Many more verses could be quoted here, but you get the point, but to end this discussion, please read Habakkuk 3:17–19.

Psalm 144:1, 9, Trains my hands for war…Harp of ten strings [NKJV]/an instrument of ten strings [KJV]. (See notes at 1 Chron 16:5.) This was likely the kinnor or the lyre-type harp also known as the David harp. It is similar to the nevel­ (or nebel) harp (which presumably had more than 10 strings [Josephus’ Ant. vii.12.3; J. Talmud Sukkah 5.6]), which is mentioned in verse nine in addition to the ten-stringed instrument (presumable another type of harp). The instrument of ten strings mentioned in verse nine (Heb. asor) may have also been a ten-stringed variety of the nevel harp (The International Standard Bible Enclyopedia, vol. 3., pp. 442).

According to Josephus, the first century Jewish historian, the kinnor had ten strings (Ant. vii.12.3), which is the instrument that David played to comfort Saul (1 Sam 16:23), The kinnor could either be played with a bow or plucked by hand (ibid., vol. 3., pp. 440–441). The Levites used this instrument along with others in their temple praise and worship. 

Why is a musical instrument of ten strings mentioned in verse nine?
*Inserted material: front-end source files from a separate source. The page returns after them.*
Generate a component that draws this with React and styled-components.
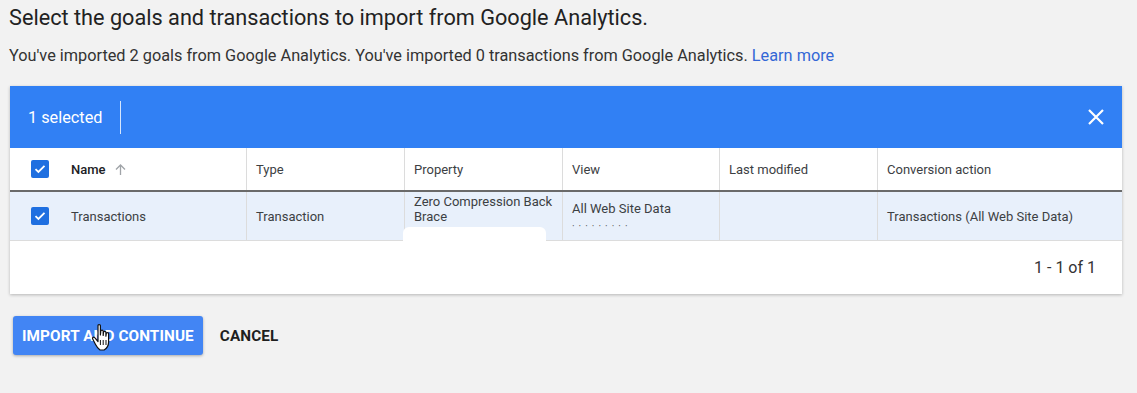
import React from "react";
import styled, { createGlobalStyle } from "styled-components";

const GlobalStyle = createGlobalStyle`
  html, body {
    margin: 0;
    padding: 0;
    background: #f2f2f2;
    font-family: Roboto, "Liberation Sans", Arial, sans-serif;
    color: #202124;
  }
`;

const Page = styled.div`
  position: relative;
  width: 1137px;
  height: 393px;
  padding: 4px 0 0 9px;
  box-sizing: border-box;
  overflow: hidden;
`;

const Title = styled.h1`
  margin: 0;
  font-size: 21.7px;
  font-weight: 400;
  line-height: 28px;
  color: #222;
`;

const Intro = styled.p`
  margin: 13px 0 0;
  font-size: 16.3px;
  line-height: 22px;
  color: #333;
`;

const Link = styled.a`
  color: #3367d6;
  text-decoration: none;
`;

const Card = styled.div`
  position: relative;
  margin: 19px 0 0 1px;
  width: 1112px;
  background: #fff;
  box-shadow: 0 1px 3px rgba(0, 0, 0, 0.25);
`;

const SelectionBar = styled.div`
  display: flex;
  align-items: center;
  height: 62px;
  padding: 0 17px 0 18px;
  background: #3180f4;
  color: #fff;
`;

const SelectedCount = styled.span`
  font-size: 16.3px;
  padding-right: 18px;
  border-right: 1px solid rgba(255, 255, 255, 0.8);
  line-height: 33px;
`;

const CloseButton = styled.button`
  margin-left: auto;
  display: flex;
  border: 0;
  padding: 0;
  background: none;
  color: #fff;
  cursor: pointer;
`;

const Row = styled.div`
  display: grid;
  grid-template-columns: 237px 158px 158px 157px 158px 1fr;
  height: ${(p) => (p.$head ? "42px" : "48px")};
  background: ${(p) => (p.$selected ? "#e8f0fb" : "#fff")};
  border-bottom: ${(p) => (p.$head ? "2px solid #6a6a6a" : "1px solid #dcdcdc")};
  overflow: hidden;
`;

const Cell = styled.div`
  display: flex;
  flex-direction: column;
  justify-content: ${(p) => (p.$top ? "flex-start" : "center")};
  padding: ${(p) => (p.$top ? "2px 9px 0" : "0 9px")};
  border-right: 1px solid #dcdcdc;
  font-size: 13px;
  line-height: 15px;
  font-weight: ${(p) => (p.$bold ? 500 : 400)};
  color: ${(p) => (p.$bold ? "#202124" : "#3c4043")};
  &:last-child {
    border-right: 0;
  }
`;

const NameCell = styled(Cell)`
  flex-direction: row;
  align-items: center;
  justify-content: flex-start;
  padding-left: 21px;
  gap: 22px;
`;

const Check = styled.span`
  display: inline-flex;
  align-items: center;
  justify-content: center;
  width: 18px;
  height: 18px;
  border-radius: 2px;
  background: #1f6fe0;
`;

const SortArrow = styled.span`
  display: inline-flex;
  vertical-align: -2px;
  margin-left: 8px;
  color: #9aa0a6;
`;

const IdLine = styled.span`
  margin-top: 3px;
  color: #555;
  letter-spacing: 4px;
  font-size: 10px;
`;

const Footer = styled.div`
  display: flex;
  justify-content: flex-end;
  align-items: center;
  height: 53px;
  padding-right: 26px;
  font-size: 16px;
  color: #333;
`;

const Redaction = styled.div`
  position: absolute;
  left: 393px;
  top: 141px;
  width: 143px;
  height: 19px;
  background: #fff;
  border-radius: 6px 6px 0 0;
`;

const Actions = styled.div`
  display: flex;
  align-items: center;
  gap: 17px;
  margin: 22px 0 0 4px;
`;

const Button = styled.button`
  height: 39px;
  padding: 0 ${(p) => (p.$primary ? "9px" : "0")};
  border: 0;
  border-radius: 3px;
  font-family: inherit;
  font-size: 15.3px;
  font-weight: 700;
  letter-spacing: 0.1px;
  background: ${(p) => (p.$primary ? "#4285f4" : "transparent")};
  color: ${(p) => (p.$primary ? "#fff" : "#1f1f1f")};
  box-shadow: ${(p) => (p.$primary ? "0 1px 3px rgba(0,0,0,0.3)" : "none")};
  cursor: pointer;
`;

const Pointer = styled.svg`
  position: absolute;
  left: 91px;
  top: 323px;
`;

function CheckMark() {
  return (
    <Check>
      <svg width="12" height="10" viewBox="0 0 12 10">
        <path d="M1.5 5.2 4.4 8 10.5 1.8" fill="none" stroke="#fff" strokeWidth="1.8" />
      </svg>
    </Check>
  );
}

const columns = ["Type", "Property", "View", "Last modified", "Conversion action"];

export default function App() {
  return (
    <>
      <GlobalStyle />
      <Page>
        <Title>Select the goals and transactions to import from Google Analytics.</Title>
        <Intro>
          You've imported 2 goals from Google Analytics. You've imported 0 transactions from Google
          Analytics. <Link href="#">Learn more</Link>
        </Intro>
        <Card>
          <SelectionBar>
            <SelectedCount>1 selected</SelectedCount>
            <CloseButton aria-label="Clear selection">
              <svg width="18" height="18" viewBox="0 0 18 18">
                <path d="M2 2 16 16M16 2 2 16" stroke="#fff" strokeWidth="2.2" />
              </svg>
            </CloseButton>
          </SelectionBar>
          <Row $head>
            <NameCell $bold>
              <CheckMark />
              <span>
                Name
                <SortArrow>
                  <svg width="13" height="13" viewBox="0 0 13 13">
                    <path d="M6.5 12V2M2 6.5l4.5-4.5 4.5 4.5" fill="none" stroke="#a0a4a8" strokeWidth="1.3" />
                  </svg>
                </SortArrow>
              </span>
            </NameCell>
            {columns.map((c) => (
              <Cell key={c}>{c}</Cell>
            ))}
          </Row>
          <Row $selected>
            <NameCell>
              <CheckMark />
              <span>Transactions</span>
            </NameCell>
            <Cell>Transaction</Cell>
            <Cell $top>
              <span>Zero Compression Back</span>
              <span>Brace</span>
            </Cell>
            <Cell $top style={{ paddingTop: 9 }}>
              <span>All Web Site Data</span>
              <IdLine>·········</IdLine>
            </Cell>
            <Cell />
            <Cell>Transactions (All Web Site Data)</Cell>
          </Row>
          <Footer>1 - 1 of 1</Footer>
          <Redaction />
        </Card>
        <Actions>
          <Button $primary>IMPORT AND CONTINUE</Button>
          <Button>CANCEL</Button>
        </Actions>
        <Pointer width="22" height="30" viewBox="0 0 22 30">
          <path
            d="M7 2.5c0-1.2 2.4-1.2 2.4 0v9.5l.4-4c0-1.2 2.4-1.2 2.4 0v4.5l.3-3.3c0-1.2 2.4-1.2 2.4 0v4l.4-2.6c0-1.2 2.3-1.2 2.3 0V19c0 3.5-2 6.5-4.5 8H9c-2-1.6-3.5-3.6-4.6-5.8L1.6 15.8c-.6-1.2 1.2-2.2 2.1-1.1L7 18.5z"
            fill="#fff"
            stroke="#111"
            strokeWidth="1.2"
            strokeLinejoin="round"
          />
          <path d="M9.4 17v5M12.2 17v5M15 17v5" stroke="#111" strokeWidth="1" />
        </Pointer>
      </Page>
    </>
  );
}
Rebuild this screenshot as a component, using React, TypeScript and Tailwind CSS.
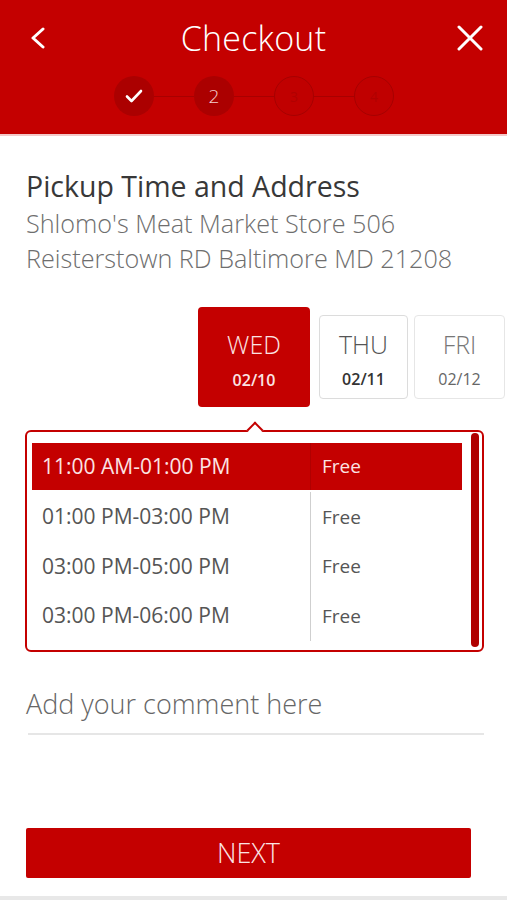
import React from "react";

function Step({ children, filled }: { children?: React.ReactNode; filled?: boolean }) {
  return filled ? (
    <div className="w-[40px] h-[40px] rounded-full bg-[#ab0000] flex items-center justify-center text-white text-[19px] shrink-0">
      {children}
    </div>
  ) : (
    <div className="w-[40px] h-[40px] rounded-full bg-[#c00000] border-[1.5px] border-[#a60000] flex items-center justify-center text-[#b00000] text-[14px] shrink-0">
      {children}
    </div>
  );
}

function Line() {
  return <div className="w-[40px] h-px bg-[#a80000]" />;
}

const slots = ["11:00 AM-01:00 PM", "01:00 PM-03:00 PM", "03:00 PM-05:00 PM", "03:00 PM-06:00 PM"];

export default function App() {
  return (
    <div className="w-[507px] h-[900px] bg-white flex flex-col font-['Open_Sans',sans-serif] overflow-hidden">
      <header className="bg-[#c40000] h-[136px] border-b-2 border-[#f3c9c9] shrink-0">
        <div className="h-[76px] flex items-center justify-between pl-[30px] pr-[24px]">
          <svg width="16" height="22" viewBox="0 0 16 22" fill="none">
            <path d="M13 2 L3 11 L13 20" stroke="white" strokeWidth="3" strokeLinecap="round" strokeLinejoin="round" />
          </svg>
          <div className="text-white text-[34px] font-light tracking-[0.2px] ml-[4px]">Checkout</div>
          <svg width="26" height="26" viewBox="0 0 26 26" fill="none">
            <path d="M2 2 L24 24 M24 2 L2 24" stroke="white" strokeWidth="3" strokeLinecap="round" />
          </svg>
        </div>
        <div className="flex items-center pl-[114px]">
          <Step filled>
            <svg width="18" height="14" viewBox="0 0 18 14" fill="none">
              <path d="M2 7.5 L6.5 12 L16 2" stroke="white" strokeWidth="2.6" strokeLinecap="round" strokeLinejoin="round" />
            </svg>
          </Step>
          <Line />
          <Step filled>
            <span className="text-[#f4d0d0] font-light">2</span>
          </Step>
          <Line />
          <Step>3</Step>
          <Line />
          <Step>4</Step>
        </div>
      </header>

      <div className="pl-[26px] pr-[23px] flex flex-col">
        <h1 className="mt-[32px] text-[28.5px] leading-[36px] text-[#383838]">Pickup Time and Address</h1>
        <p className="mt-[2px] text-[25.2px] leading-[35px] text-[#6e6e6e] font-light">
          Shlomo's Meat Market Store 506
          <br />
          Reisterstown RD Baltimore MD 21208
        </p>

        <div className="flex items-start mt-[31px] mr-[-23px] justify-end">
          <div className="ml-[-4px] w-[112px] h-[100px] rounded-[4px] bg-[#c40000] flex flex-col items-center pt-[22px]">
            <div className="text-[25px] font-light leading-[30px] text-[#fbe4e4]">WED</div>
            <div className="text-[16px] font-semibold leading-[22px] mt-[10px] text-[#fbe4e4]">02/10</div>
          </div>
          <div className="mt-[8px] ml-[9px] w-[89px] h-[84px] rounded-[4px] border border-[#dcdcdc] bg-white flex flex-col items-center pt-[13px]">
            <div className="text-[25px] font-light leading-[30px] text-[#555]">THU</div>
            <div className="text-[16px] font-semibold leading-[22px] mt-[9px] text-[#333]">02/11</div>
          </div>
          <div className="mt-[8px] ml-[6px] mr-[2px] w-[91px] h-[84px] rounded-[4px] border border-[#e6e6e6] bg-white flex flex-col items-center pt-[13px]">
            <div className="text-[25px] font-light leading-[30px] text-[#777]">FRI</div>
            <div className="text-[16px] font-normal leading-[22px] mt-[9px] text-[#666]">02/12</div>
          </div>
        </div>

        <div className="relative mt-[23px] ml-[-1px] w-[459px] h-[222px] rounded-[6px] border-2 border-[#c40000] flex">
          <div className="absolute left-[222px] top-[-8px] w-[12px] h-[12px] bg-white border-l-2 border-t-2 border-[#c40000] rotate-45" />
          <div className="flex flex-col pt-[11px] pl-[5px] w-[435px]">
            {slots.map((s, i) => (
              <div
                key={s}
                className={
                  "flex items-center " +
                  (i === 0 ? "bg-[#c40000] text-[#fbe4e4] h-[47px] mb-[2px]" : "text-[#555] h-[49.5px]")
                }
              >
                <div
                  className={
                    "w-[279px] h-full flex items-center pl-[10px] border-r text-[21px] " +
                    (i === 0 ? "border-[#b00000]" : "border-[#cfcfcf]")
                  }
                >
                  {s}
                </div>
                <div className="pl-[11px] text-[19px]">Free</div>
              </div>
            ))}
          </div>
          <div className="ml-[9px] mt-px w-[8px] h-[214px] rounded-full bg-[#b00000]" />
        </div>

        <div className="mt-[34px] text-[27px] leading-[36px] font-light text-[#666]">Add your comment here</div>
        <div className="mt-[11px] ml-[2px] h-[2px] w-[456px] bg-[#e6e6e6]" />

        <button className="mt-[93px] w-[445px] h-[50px] rounded-[2px] bg-[#c40000] text-[27px] font-light text-[#fbe4e4] flex items-center justify-center">
          NEXT
        </button>
      </div>
      <div className="mt-auto h-[4px] bg-[#e8e8e8]" />
    </div>
  );
}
Perhaps David is referring to the ten strings of this lyre-type harp for man’s ten fingers (see v. 1) with which to do spiritual battle against the enemy. 

Elsewhere in Scripture, we see that physical warfare often involved spiritual warfare that encompasses singing, praising and worshipping YHVH Elohim resulting in miraculous and divinely orchestrated victory over one’s enemies. Think of the Israelites marching around Jericho (Josh 6), Gideon defeating the Midianites after blowing shofars and lifting up the name of YHVH (Judg 7), or King Jehoshaphat and his armies defeating Judah’s enemies (2 Chron 20). It is important to keep in mind that behind one’s physical enemy are unseen satanic entities against whom the saint must not only defend himself but also fight in the power of Spirit of Elohim (e.g. see 2 Cor 10:4–5 and Eph 6:10–18).

I pray that this encourages someone out there!